An offer with a long history behind it​

If the proposal sounds familiar, that is because India has been here before. In 2007 the two countries launched a joint fifth-generation fighter program. A decade later, in 2018, New Delhi walked away, unhappy with the cost, the level of technology access, and the aircraft’s stealth performance. Russia finished the jet alone and called it the Su-57.

“We are ready to supply India with this aircraft, to keep developing it. We don’t have any issues or limitations.”
— Vladimir Putin, at the St Petersburg International Economic Forum, 5 June 2026
Now the roles have quietly reversed. It is Russia courting India, and the sweetener is precisely the thing India walked away over last time: a share of the technology, and a production line on Indian soil.

Why the timing is everything​

The urgency is not coming from Moscow. It is coming from the map. China is fielding fifth-generation fighters at a pace that worries every air force in Asia, and there are reports that Pakistan intends to buy China’s J-35 stealth jet. For India, that raises the prospect of being the only one of the three powers without a stealth aircraft.

India is racing to build its own answer, the Advanced Medium Combat Aircraft. But even on an optimistic schedule it will not enter service until around 2035. That is a long decade to wait while neighbours fly jets you cannot match.

“If we acquire two or three squadrons, or about 36 to 60 Su-57 aircraft in the interim, it will give India a stealth platform as well as payload capacity. The counterargument is that resources will have to be diverted — and once you have them, you might not have the incentive to push on with the domestic program.”
— Manoj Joshi, distinguished fellow, Observer Research Foundation, New Delhi

A genuinely hard choice​

This is where the romance of a shiny stealth jet collides with cold arithmetic. Buying 36 to 60 Su-57s would hand India a stealth force almost immediately. But every rupee spent on Russian jets is a rupee not spent on the home-grown AMCA — and, as Manoj Joshi warns, a country that already owns a foreign stealth fighter may lose the will to finish its own.

There was an American option, too. Washington offered India the F-35 in 2025. But the strings attached to U.S. hardware — the monitoring, the end-use controls — sit badly with a country that treats technology transfer as the whole point of a defence deal.
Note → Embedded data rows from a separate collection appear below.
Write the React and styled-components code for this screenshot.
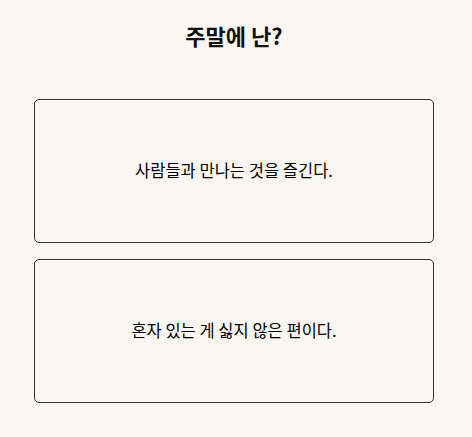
import React from 'react';
import styled, { createGlobalStyle } from 'styled-components';

const GlobalStyle = createGlobalStyle`
  body {
    margin: 0;
    background-color: #faf7f2;
    font-family: "Noto Sans CJK KR", "Noto Sans", sans-serif;
    color: #111;
  }
`;

const Page = styled.div`
  display: flex;
  flex-direction: column;
  padding: 19px 38px 0 34px;
`;

const Title = styled.h1`
  margin: 0;
  text-align: center;
  font-size: 22px;
  font-weight: 700;
  line-height: 32px;
`;

const Choices = styled.div`
  display: flex;
  flex-direction: column;
  gap: 16px;
  margin-top: 48px;
`;

const Choice = styled.button`
  display: flex;
  align-items: center;
  justify-content: center;
  height: 144px;
  width: 400px;
  padding: 0 0 2px;
  background: transparent;
  border: 1px solid #333;
  border-radius: 5px;
  font-family: inherit;
  font-size: 16.5px;
  font-weight: 400;
  color: #000;
  cursor: pointer;
`;

const options = ['사람들과 만나는 것을 즐긴다.', '혼자 있는 게 싫지 않은 편이다.'];

const App = () => {
  return (
    <>
      <GlobalStyle />
      <Page>
        <Title>주말에 난?</Title>
        <Choices>
          {options.map((text) => (
            <Choice key={text}>{text}</Choice>
          ))}
        </Choices>
      </Page>
    </>
  );
};

export default App;
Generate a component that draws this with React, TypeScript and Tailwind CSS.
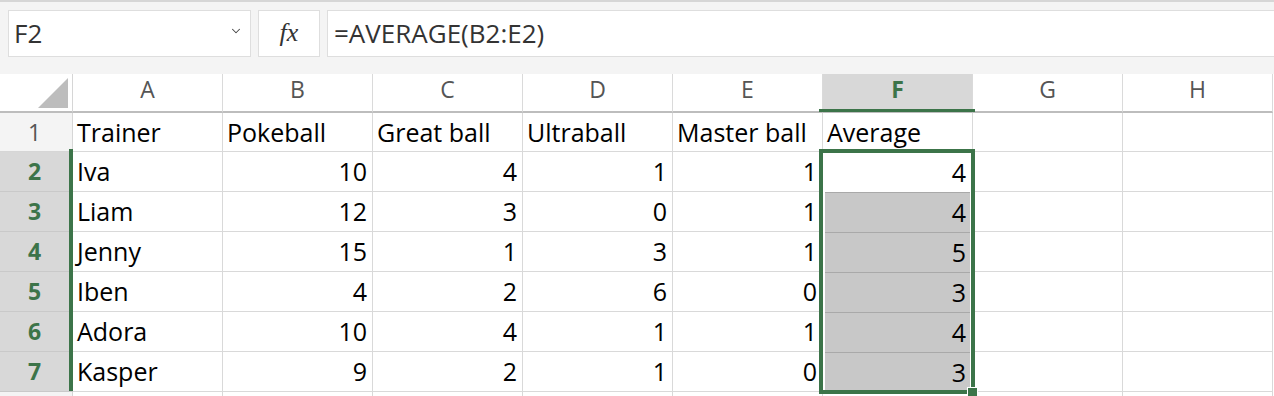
import { ChevronDown } from "lucide-react";

const cols = ["A", "B", "C", "D", "E", "F", "G", "H"];

const data: (string | number)[][] = [
  ["Trainer", "Pokeball", "Great ball", "Ultraball", "Master ball", "Average"],
  ["Iva", 10, 4, 1, 1, 4],
  ["Liam", 12, 3, 0, 1, 4],
  ["Jenny", 15, 1, 3, 1, 5],
  ["Iben", 4, 2, 6, 0, 3],
  ["Adora", 10, 4, 1, 1, 4],
  ["Kasper", 9, 2, 1, 0, 3],
  [],
];

const green = "#3c7449";

function Toolbar() {
  return (
    <div className="h-[74px] bg-[#f4f4f4] border-t-2 border-[#d6d6d6] flex items-start pt-[8px] pl-[8px] gap-[7px]">
      <div className="w-[243px] h-[47px] bg-white border border-[#dedede] flex items-center justify-between pl-[5px] pr-[7px]">
        <span className="text-[26px] text-[#333]">F2</span>
        <ChevronDown size={14} strokeWidth={1.8} color="#444" className="-mt-[6px]" />
      </div>
      <div className="w-[62px] h-[47px] bg-white border border-[#dedede] flex items-center justify-center">
        <span className="text-[26px] italic text-[#333] font-['Liberation_Serif',serif] -mt-[2px]">fx</span>
      </div>
      <div className="flex-1 h-[47px] bg-white border border-[#dedede] border-r-0 flex items-center pl-[6px]">
        <span className="text-[26px] text-[#333]">=AVERAGE(B2:E2)</span>
      </div>
    </div>
  );
}

function HeaderRow() {
  return (
    <>
      <div className="h-[39px] border-r border-b-2 border-r-[#d6d6d6] border-b-[#bdbdbd] flex items-end justify-end pr-[4px] pb-[3px]">
        <svg width="30" height="30" viewBox="0 0 30 30">
          <polygon points="30,0 30,30 0,30" fill="#bdbdbd" />
        </svg>
      </div>
      {cols.map((c) => (
        <div
          key={c}
          className={
            "h-[39px] border-r border-b-2 border-r-[#dadada] border-b-[#bdbdbd] flex items-center justify-center pb-[6px] text-[23px] " +
            (c === "F" ? "bg-[#d8d8d8] font-bold text-[#3c7449]" : "text-[#555]")
          }
        >
          {c}
        </div>
      ))}
    </>
  );
}

function Cell({ r, c }: { r: number; c: number }) {
  const v = data[r][c];
  const isNum = typeof v === "number";
  const h = r === 0 ? "h-[39px]" : "h-[40px]";
  if (c === 5 && r >= 1 && r <= 6) {
    if (r === 1) {
      return (
        <div className={h + " border-r border-[#d9d9d9] bg-white flex items-center justify-end pr-[6px] pt-[1px]"}>
          {v}
        </div>
      );
    }
    return (
      <div className={h + " border-r border-[#d9d9d9] bg-white px-[2px]"}>
        <div className="h-full bg-[#c8c8c8] border-t border-[#a9a9a9] flex items-center justify-end pr-[4px]">
          {v}
        </div>
      </div>
    );
  }
  return (
    <div
      className={
        h +
        " border-r border-b border-[#d9d9d9] flex items-center pt-[1px] " +
        (isNum ? "justify-end pr-[5px]" : "pl-[4px]")
      }
    >
      {v}
    </div>
  );
}

function Sheet() {
  return (
    <div className="relative grid grid-cols-[73px_repeat(8,150px)] bg-white text-[25px] text-black">
      <HeaderRow />
      {data.map((row, r) => (
        <div key={r} className="contents">
          <div
            className={
              (r === 0 ? "h-[39px]" : "h-[40px]") +
              " border-r border-b flex items-center justify-center pr-[3px] text-[23px] " +
              (r >= 1 && r <= 6
                ? "bg-[#d8d8d8] border-[#c9c9c9] font-bold text-[#3c7449]"
                : "bg-[#f4f4f4] border-[#d6d6d6] text-[#555]")
            }
          >
            {r < 7 ? r + 1 : ""}
          </div>
          {cols.map((_, c) => (
            <Cell key={c} r={r} c={c} />
          ))}
        </div>
      ))}
      {/* selection overlays */}
      <div className="absolute left-[819px] top-[75px] w-[156px] h-[245px] border-4" style={{ borderColor: green }} />
      <div className="absolute left-[819px] top-[35px] w-[156px] h-[3px]" style={{ background: green }} />
      <div className="absolute left-[69px] top-[75px] w-[4px] h-[242px]" style={{ background: green }} />
      <div className="absolute left-[967px] top-[313px] w-[11px] h-[11px] border border-white" style={{ background: green }} />
    </div>
  );
}

export default function App() {
  return (
    <div className="w-[1274px] h-[396px] overflow-hidden bg-white font-['Open_Sans',sans-serif]">
      <Toolbar />
      <Sheet />
    </div>
  );
}
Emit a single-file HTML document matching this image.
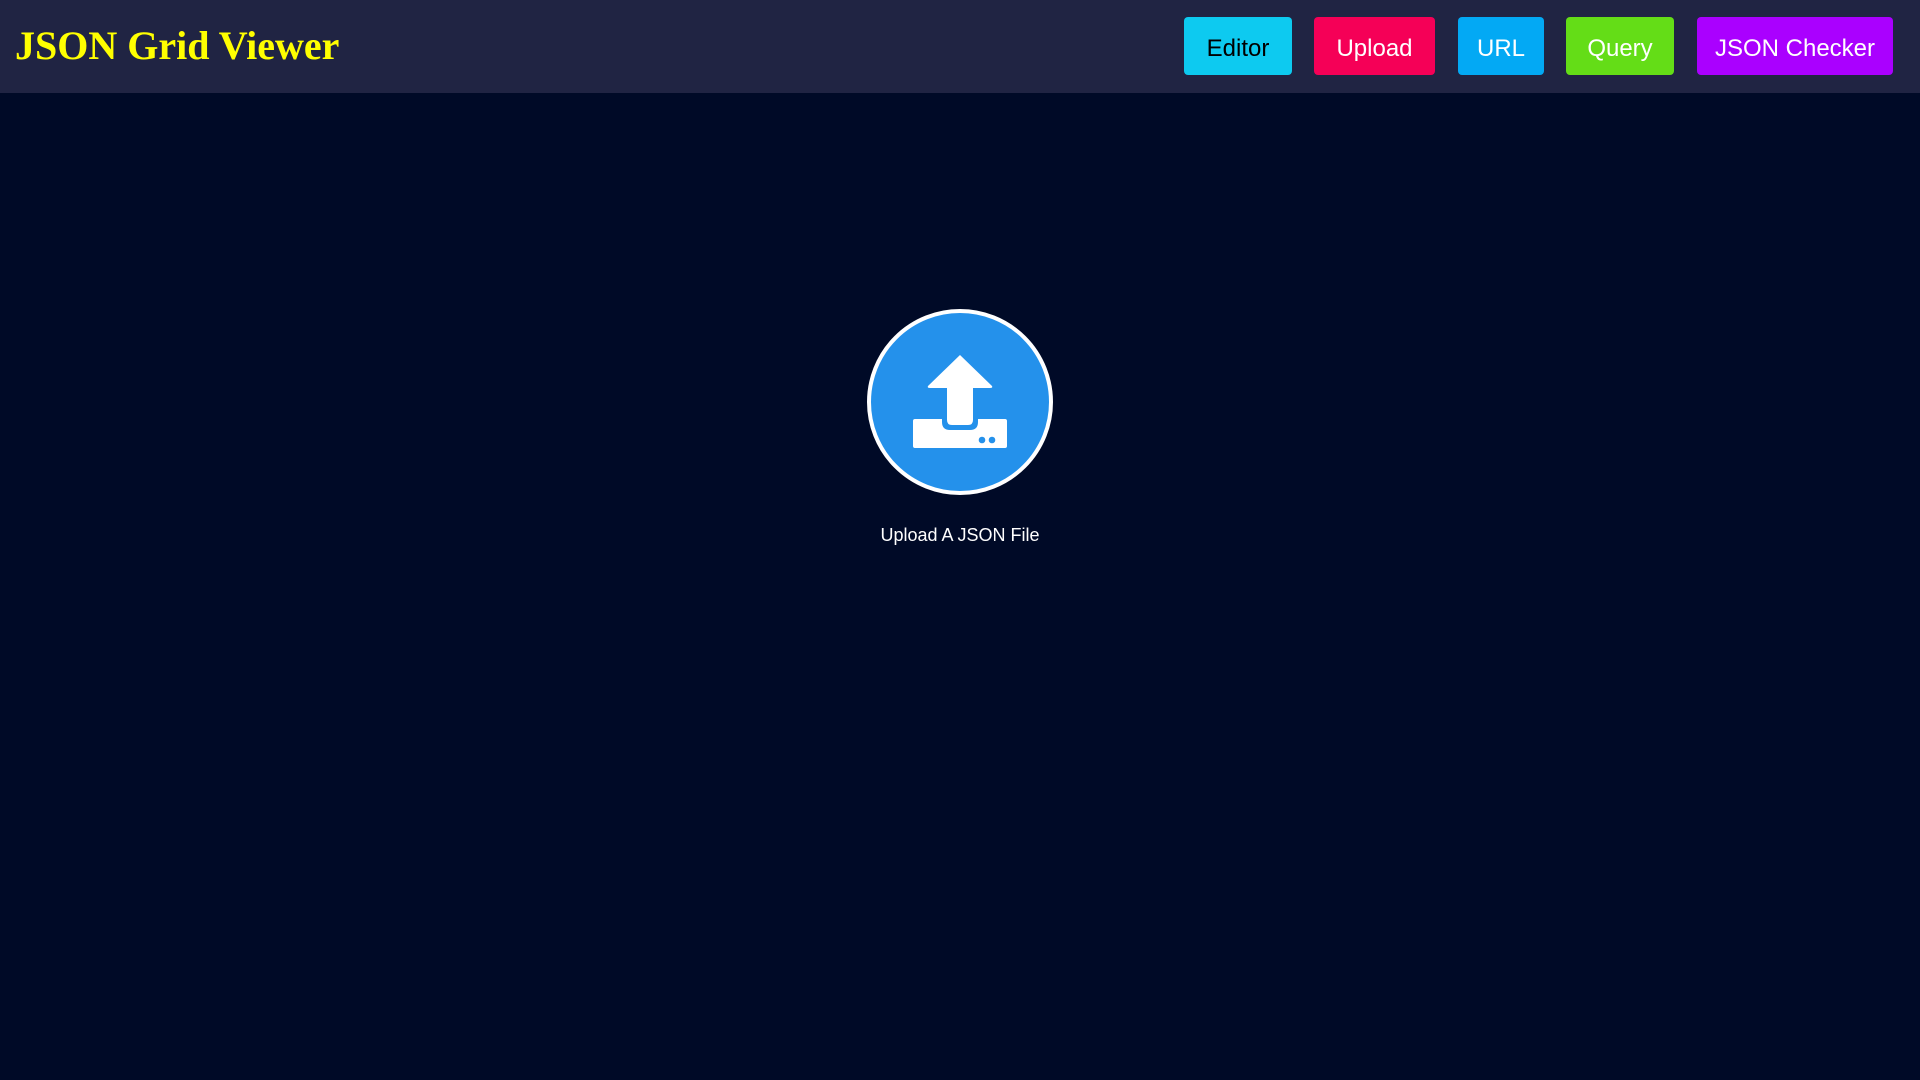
<!DOCTYPE html>
<html><head><meta charset="utf-8"><style>
html,body{margin:0;padding:0;width:1920px;height:1080px;background:#000a27;overflow:hidden}
.hdr{position:absolute;left:0;top:0;width:1920px;height:93px;background:#202443}
.title{position:absolute;left:15px;top:21px;font:bold 40px "Liberation Serif",serif;color:#ffff00;line-height:50px;white-space:nowrap}
.btn{position:absolute;top:17px;height:58px;border-radius:4px;font:24px "Liberation Sans",sans-serif;color:#fff;display:flex;align-items:center;justify-content:center;padding-top:6px;box-sizing:border-box}
.lbl{position:absolute;left:0;width:1920px;top:525px;text-align:center;font:18px "Liberation Sans",sans-serif;color:#fff}
</style></head><body>
<div class="hdr">
<div class="title">JSON Grid Viewer</div>
<div class="btn" style="left:1184px;width:108px;background:#0dcaf0;color:#000">Editor</div>
<div class="btn" style="left:1314px;width:121px;background:#f50057">Upload</div>
<div class="btn" style="left:1458px;width:86px;background:#03a9f4">URL</div>
<div class="btn" style="left:1566px;width:108px;background:#64dd17">Query</div>
<div class="btn" style="left:1697px;width:196px;background:#aa00ff">JSON Checker</div>
</div>
<svg style="position:absolute;left:840px;top:290px" width="240" height="240" viewBox="0 0 240 240">
<circle cx="120" cy="112" r="91" fill="#2491eb" stroke="#fff" stroke-width="4"/>
<path d="M120 65 L152 96 Q153 98 150 98 L133 98 L133 130 Q133 135 128 135 L112 135 Q107 135 107 130 L107 98 L90 98 Q87 98 88 96 Z" fill="#fff"/>
<path d="M75 129 L102 129 L102 132 Q102 140 110 140 L130 140 Q138 140 138 132 L138 129 L165 129 Q167 129 167 131 L167 156 Q167 158 165 158 L75 158 Q73 158 73 156 L73 131 Q73 129 75 129 Z" fill="#fff"/>
<circle cx="142" cy="150" r="3.3" fill="#2491eb"/><circle cx="152" cy="150" r="3.3" fill="#2491eb"/>
</svg>
<div class="lbl">Upload A JSON File</div>
</body></html>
Russia, by contrast, is offering to hand over the keys.

For now, India is doing the most Indian thing of all: keeping every door open. Hindustan Aeronautics says it is waiting on Russia’s pricing before taking anything to the air force. The boy at Yelahanka may be in his twenties before his country flies a stealth fighter of its own — and which flag is painted on the first one is still, genuinely, up in the air.